For these reasons, we conclude that the district court did not err when it refused to allow expert testimony or other evidence regarding what one skilled in the art would understand from the specification before it construed the “access means” limitation as indefinite, or concluded that summary judgment of invalidity was appropriate in light of that construction.” Noah Systems v. Intuit, 675 F.3d 1302, 1318-19 (Fed. Cir. 2012).
Still waiting Ned…
She’s beginning to destroy the pretentious absurdity that non- technical judges can determine the meaning of claims as a matter of “law”.
I’m still waiting for a challenge to a 103 assertion that the sole measurement must be from a POSHITA — not an “Expert”.
Stuart, hardly. Newman was the author of the recent en banc case that claim construction was a matter of law.
You cannot have it both ways.
I said she’s “beginning” to deconstruct the fabrication that a person lacking an understanding of a technical subject somehow is endowed with a mystic ability to nevertheless explain the meaning thereof.
What is the definition of “structure?”
Will anyone here agree on a meaning?
Will it be, “I can’t actually define it but I know one when I see one.”
Will it end up being a circular definition that doesn’t mean anything?
In order to be valid a MPF claim must have a corresponding “structure” in the Specification, so if I want a claim to be valid whatever is in the Specification must be a “structure.”
No one, allegedly, the new structure is the software.

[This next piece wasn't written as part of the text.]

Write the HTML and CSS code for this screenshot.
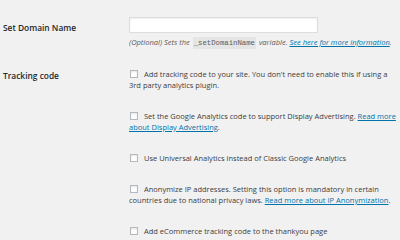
FILE: index.html
```
<!DOCTYPE html>
<html lang="en">
<head>
    <meta charset="UTF-8">
    <title>Google Analytics Settings</title>
    <link rel="stylesheet" href="styles.css">
</head>
<body>
    <div class="form-table">
        <!-- Dominio -->
        <div class="row">
            <div class="label">Set Domain Name</div>
            <div class="field">
                <input type="text" class="text-input">
                <p class="description">(Optional) Sets the <code>_setDomainName</code> variable. <a href="#">See here for more information</a>.</p>
            </div>
        </div>

        <!-- Opciones de seguimiento -->
        <div class="row tracking">
            <div class="label">Tracking code</div>
            <div class="field">
                <label class="option">
                    <input type="checkbox">
                    Add tracking code to your site. You don't need to enable this if using a 3rd party analytics plugin.
                </label>
                <label class="option">
                    <input type="checkbox">
                    Set the Google Analytics code to support Display Advertising. <a href="#">Read more about Display Advertising</a>.
                </label>
                <label class="option">
                    <input type="checkbox">
                    Use Universal Analytics instead of Classic Google Analytics
                </label>
                <label class="option">
                    <input type="checkbox">
                    Anonymize IP addresses. Setting this option is mandatory in certain countries due to national privacy laws. <a href="#">Read more about IP Anonymization</a>.
                </label>
                <label class="option">
                    <input type="checkbox">
                    Add eCommerce tracking code to the thankyou page
                </label>
            </div>
        </div>
    </div>
</body>
</html>
```

FILE: styles.css
```
* {
    margin: 0;
    padding: 0;
    box-sizing: border-box;
}

body {
    font-family: "Open Sans", "Liberation Sans", sans-serif;
    font-size: 7.5px;
    line-height: 11px;
    background: #f1f1f1;
    color: #3c3c3c;
    overflow: hidden;
}

.form-table {
    padding: 17px 0 0 3px;
}

.row {
    display: grid;
    grid-template-columns: 126px 268px;
}

.row.tracking {
    margin-top: 20px;
}

.label {
    font-size: 8.4px;
    font-weight: 600;
    color: #23282d;
    padding-top: 5px;
}

.tracking .label {
    padding-top: 1px;
}

.text-input {
    display: block;
    width: 189px;
    height: 16px;
    border: 1px solid #ddd;
    background: #fff;
    box-shadow: inset 0 1px 2px rgba(0, 0, 0, 0.07);
}

.description {
    margin-top: 4px;
    font-style: italic;
    color: #5c5c5c;
}

code {
    font-family: "Liberation Mono", monospace;
    font-size: 7.3px;
    font-style: normal;
    background: #e5e5e5;
    padding: 2px 1px;
    margin: 0 1px;
}

a {
    color: #0073aa;
}

.option {
    display: block;
    margin-bottom: 20px;
}

.option input {
    -webkit-appearance: none;
    appearance: none;
    width: 8px;
    height: 8px;
    margin: 0 4px 0 1px;
    border: 1px solid #b4b9be;
    background: #fff;
    vertical-align: -1px;
    box-shadow: inset 0 1px 2px rgba(0, 0, 0, 0.1);
}
```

I have problems with this in that software is not structure. Computers have structure. However, the computer itself is physically unchanged unless the software is made permanent. I give you an example of what I mean by this. Consider the temple and its sacred writings. Is the temple change when the sacred writings are brought in to the temple and executed (read)? I dare say not. But the temple may be changed if those same writings were carved into stone.
Thus, I would suggest a new machine is not disclosed and may not be claimed with a disclosure of general purpose software that may be loaded and executed, but does not become part of the machine in any why that permanently modifies its structure.
“I have problems with this in that software is not structure.”
Ned, explain how one obtains a copyright on software without meeting the statutory requirement that structure exists (fixed in media).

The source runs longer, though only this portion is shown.